The Scouts have been meeting in the municipal Beaux Arts Building since 1928. They lease it from the city for the token sum of one dollar a year. They won’t be meeting there any more. The city has decided it does not want to subsidize a group that discriminates.
Most of the talk about the Boy Scouts and their discriminatory policies centers on homosexuality. If you’re gay, you can’t be a Scout leader. They’ll even kick out a young man who has been involved for years if he emerges from the closet while in a leadership position.
That’s abhorrent. But I want to take a moment today to focus on the other people the Boy Scouts discriminate against: atheists, agnostics, humanists and other religious skeptics. Although often overlooked, this form of discrimination by the Scouts is equally obnoxious. Yet I sometimes get the impression that if the Scouts would drop their anti-gay policies, most people would assume everything was cool.

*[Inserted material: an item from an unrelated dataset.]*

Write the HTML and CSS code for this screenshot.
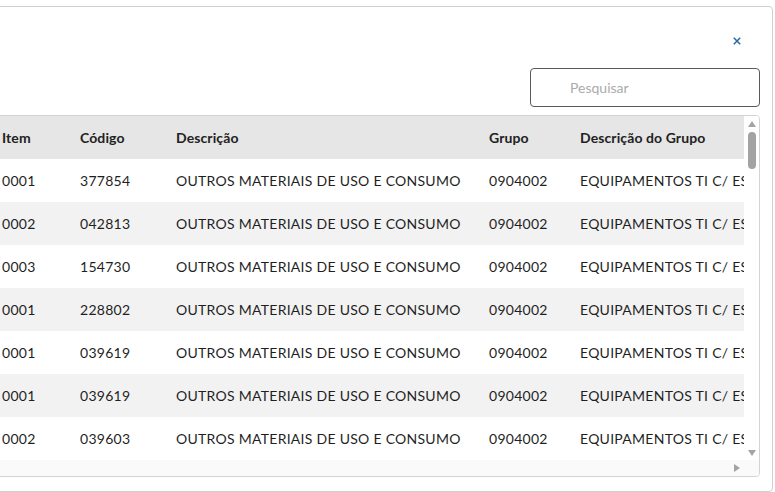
FILE: index.html
```html
<!DOCTYPE html>
<html lang="pt-BR">
<head>
<meta charset="utf-8">
<title>Itens</title>
<link rel="stylesheet" href="styles.css">
</head>
<body>
<div class="page">
  <div class="card">
    <div class="card-head">
      <button class="close" type="button" aria-label="Fechar">
        <svg width="8" height="8" viewBox="0 0 8 8"><path d="M0.8 0.8 L7.2 7.2 M7.2 0.8 L0.8 7.2" stroke="#2d6aa8" stroke-width="1.6" fill="none"/></svg>
      </button>
    </div>
    <div class="search-row">
      <input class="search" type="text" placeholder="Pesquisar">
    </div>
    <div class="table-box">
      <div class="table-view">
        <div class="grid">
          <div class="row head"><div>Item</div><div>Código</div><div>Descrição</div><div>Grupo</div><div>Descrição do Grupo</div></div>
          <div class="row"><div>0001</div><div>377854</div><div>OUTROS MATERIAIS DE USO E CONSUMO</div><div>0904002</div><div>EQUIPAMENTOS TI C/ ESTOQUE</div></div>
          <div class="row alt"><div>0002</div><div>042813</div><div>OUTROS MATERIAIS DE USO E CONSUMO</div><div>0904002</div><div>EQUIPAMENTOS TI C/ ESTOQUE</div></div>
          <div class="row"><div>0003</div><div>154730</div><div>OUTROS MATERIAIS DE USO E CONSUMO</div><div>0904002</div><div>EQUIPAMENTOS TI C/ ESTOQUE</div></div>
          <div class="row alt"><div>0001</div><div>228802</div><div>OUTROS MATERIAIS DE USO E CONSUMO</div><div>0904002</div><div>EQUIPAMENTOS TI C/ ESTOQUE</div></div>
          <div class="row"><div>0001</div><div>039619</div><div>OUTROS MATERIAIS DE USO E CONSUMO</div><div>0904002</div><div>EQUIPAMENTOS TI C/ ESTOQUE</div></div>
          <div class="row alt"><div>0001</div><div>039619</div><div>OUTROS MATERIAIS DE USO E CONSUMO</div><div>0904002</div><div>EQUIPAMENTOS TI C/ ESTOQUE</div></div>
          <div class="row"><div>0002</div><div>039603</div><div>OUTROS MATERIAIS DE USO E CONSUMO</div><div>0904002</div><div>EQUIPAMENTOS TI C/ ESTOQUE</div></div>
        </div>
      </div>
      <div class="vbar">
        <span class="arrow up"></span>
        <span class="thumb"></span>
        <span class="fill"></span>
        <span class="arrow down"></span>
      </div>
      <div class="hbar">
        <span class="fill"></span>
        <span class="arrow right"></span>
      </div>
      <div class="corner"></div>
    </div>
  </div>
</div>
</body>
</html>
```
FILE: styles.css
```css
* { box-sizing: border-box; }
html, body { margin: 0; padding: 0; background: #fff; }
body {
  font-family: "Lato", "Noto Sans", sans-serif;
  color: #1f1f1f;
  overflow: hidden;
}
.page {
  width: 775px;
  height: 492px;
  overflow: hidden;
  display: flex;
  justify-content: flex-end;
  align-items: flex-start;
  padding: 6px 2px 0 0;
}
.card {
  flex: 0 0 800px;
  height: 486px;
  border: 1px solid #cfcfcf;
  border-radius: 4px;
  background: #fff;
  padding: 0 12px 0 12px;
  display: flex;
  flex-direction: column;
}
.card-head {
  height: 61px;
  display: flex;
  justify-content: flex-end;
  align-items: flex-start;
}
.close {
  width: 20px;
  height: 20px;
  margin: 24px 13px 0 0;
  padding: 0;
  border: 0;
  background: transparent;
  display: flex;
  align-items: center;
  justify-content: center;
  cursor: pointer;
}
.search-row {
  display: flex;
  justify-content: flex-end;
  margin-bottom: 8px;
}
.search {
  width: 230px;
  height: 39px;
  border: 1px solid #5a5a5a;
  border-radius: 4px;
  padding: 0 0 0 39px;
  font-family: "Lato", sans-serif;
  font-size: 14px;
  color: #333;
  outline: none;
}
.search::placeholder { color: #ababab; }
.table-box {
  height: 362px;
  flex: 0 0 362px;
  border: 1px solid #d3d3d3;
  border-radius: 4px;
  display: grid;
  grid-template-columns: 1fr 15px;
  grid-template-rows: 344px 16px;
  overflow: hidden;
}
.table-view {
  overflow: hidden;
  background: #fff;
}
.grid {
  width: 900px;
}
.row {
  display: grid;
  grid-template-columns: 93px 96px 313px 91px 300px;
  height: 43px;
  align-items: center;
  font-size: 14px;
  letter-spacing: 0.27px;
  white-space: nowrap;
  background: #fff;
}
.row > div:first-child { padding-left: 15px; }
.row.alt { background: #f2f2f2; }
.row.head {
  background: #e6e6e6;
  font-weight: 700;
  letter-spacing: 0.1px;
  color: #222;
}
.vbar {
  display: flex;
  flex-direction: column;
  align-items: center;
  background: #fff;
  padding: 5px 0 4px;
}
.vbar .fill, .hbar .fill { flex: 1; }
.arrow { width: 0; height: 0; display: block; }
.arrow.up {
  border-left: 4px solid transparent;
  border-right: 4px solid transparent;
  border-bottom: 6px solid #a3a3a3;
}
.arrow.down {
  border-left: 4px solid transparent;
  border-right: 4px solid transparent;
  border-top: 6px solid #a3a3a3;
}
.thumb {
  display: block;
  width: 8px;
  height: 37px;
  border-radius: 4px;
  background: #a3a3a3;
  margin-top: 5px;
}
.hbar {
  display: flex;
  align-items: center;
  background: #fafafa;
  padding-right: 4px;
}
.arrow.right {
  border-top: 4px solid transparent;
  border-bottom: 4px solid transparent;
  border-left: 6px solid #a3a3a3;
}
.corner { background: #fafafa; }
```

Our Constitution guarantees religious freedom. By necessity, this must also include the right not to believe. It should be obvious that you can be a good citizen, a moral person and a patriotic American and not believe in God — although some of the public opinion polls I’ve seen show that a distressing amount of people have trouble grasping this concept (including, apparently, Mitt Romney).
Thankfully, our rights are not determined by polls (yet).
There was a time when most people encouraged, or at least tolerated, other forms of religious discrimination. Jews could not stay in certain hotels, join certain social clubs or get their children into some posh private academies.
Those prejudices fell some time ago. Indeed, they are even illegal now. They were fundamentally wrong, and we are a better nation for having discarded them. When are we going to ditch the last prejudice and admit that it’s OK to be an atheist?
There’s one last thing I’d like to say to the Boy Scout leadership about this: You could learn a lesson from the Girl Scouts. They used to require a religious oath. A few years back, they made it voluntary. A girl can still say the religious oath if she wants to, or she can use another that more accurately reflects her beliefs. It’s her call. The Religious Right threw a fit about this, but it does not seem to have had much affect on the organization.
If the Boy Scouts truly want to stand up for what’s best about America, they should give up their embrace of the last prejudice.